Robust estimation of latent ability in item response models. (088)
Christof  Schuster and Ke-Hai Yuan
Because of response disturbances such as guessing, cheating, or carelessness, item response models often can only approximate the ‘true’ individual response probabilities. As a consequence maximum-likelihood estimates of ability will be biased. Typically the nature and extent to which response disturbances are present is unknown and therefore, accounting for them by altering the model is not possible. However, even if the nature of the response disturbances were known, accounting for them by increasing model complexity could easily lead to sample size requirements for estimation purposes that would be difficult to achieve. An approach based on weighting the contributions of the item responses to the log-likelihood function has been suggested by Mislevy & Bock (1982). This estimation approach has been shown to effectively reduce bias of ability estimates in the presence of response disturbances. However, this approach is prone to produce infinite ability estimates for unexpected response patterns in which correct answers are sparse. An alternative robust estimator of ability is suggested. Limited simulation studies show that the two estimators are equivalent when evaluated in term of mean squared error. However, the estimator proposed is much less likely to produce infinite estimates.

Usefulness of the conditional distribution of the true latent trait, given its MLE. (086)
Fumiko Samejima
Samejima (1998) proposed rationale of three different approaches of non-parametric estimations of the operating characteristics (OPCs) of graded response items, that include the item characteristic functions (ICFs)of dichotomous responses. She used one of them, the conditional p. d. f. approach, in her nonparametric on-line item calibration in computerized adaptive testing (CAT), using realistic simulated data, funded by the Law School Admission Council in 1999-2001. The outcomes turned out to be promising, as will be demonstrated in this paper, without using so many hypothetical examinees nor so many items in the item pool. The method includes truncated 2PL model that is useable in lieu of three-parameter logistic model (3PL) that contributes in reducing ability estimation errors, as well as many other devices. Among others, use of the approximated conditional distribution of the true latent trait or ability, given its maximum likelihood estimate (MLE), in the conditional p. d. f. approach appears to be the biggest reason for the success in the accurate estimation.
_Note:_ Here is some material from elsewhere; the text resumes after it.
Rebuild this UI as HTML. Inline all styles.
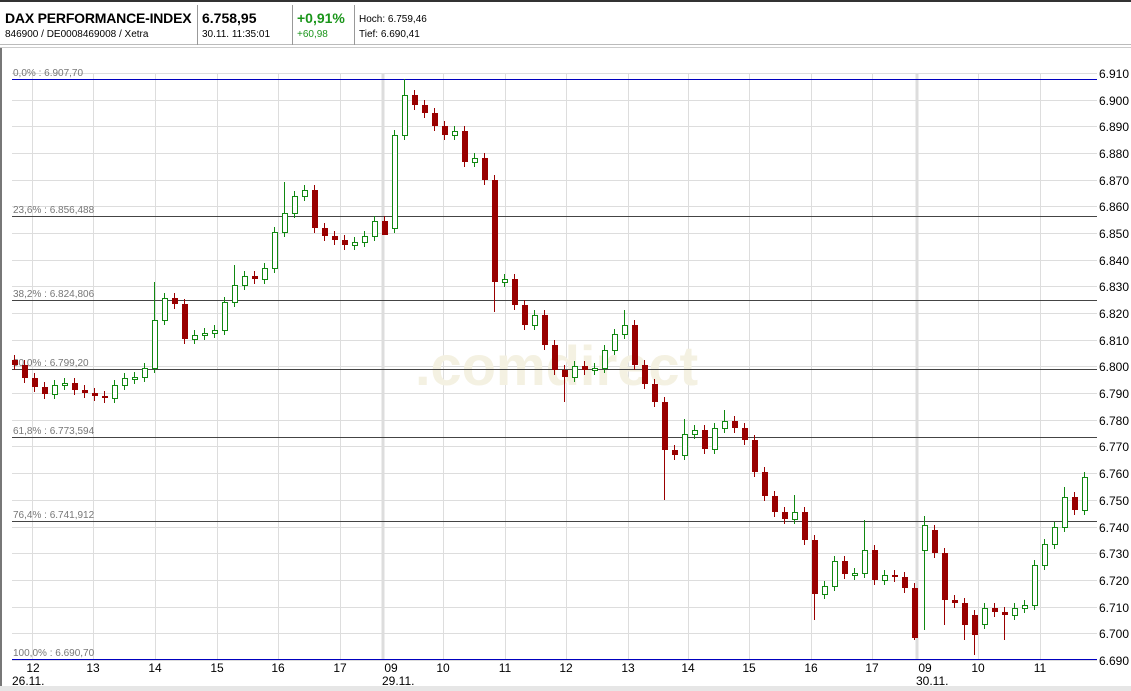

In this paper, observations are focused on this point, showing why and how this is possible, encouraging other researchers to use the approach.  

Some theoretical results concerning KL information in MIRT. (109)
Chun Wang, Hua-Hua Chang and Keith Boughton
This research investigates the theoretical relationship between Fisher Information (FI) and Kullback-Leilber Information (KL) in Multidimensional Item Response Theory (MIRT). Three theorems and their potential applications in Multidimensional Adaptive Testing (MAT) are introduced. The first theorem shows that in MIRT the complete FI matrix can be fully recovered from KL. Each diagonal element of the matrix equals to the curvature of the KL Information curve evaluated at each theta respectively. The second theorem shows that if the KL Information index (KI) developed by Veldkamp & van der Linden (2002) is adopted for item selection, then in two dimension case, the size of KI depends largely upona function of the discrimination parameters.. The third  theorem relates KI to the item difficulty, i.e., KI is maximized when item difficulty equals to the linear combination of the theta elements. The theoretical results imply that KL maintains a global information measure in MIRT, indicating that KL is more informative than FI. Furthermore, the relationship between KL and item parameters will greatly simplify the computation in item selection in MAT, in particular, the computational intensive multiple integrations described in Veldkamp & van der Linden (2008). Furthermore, the theoretical results may help practitioners to develop better item selection methods in MAT, and more efficiently manage constraint control without sacrificing estimation accuracy. Further development for future large-scale application will be discussed.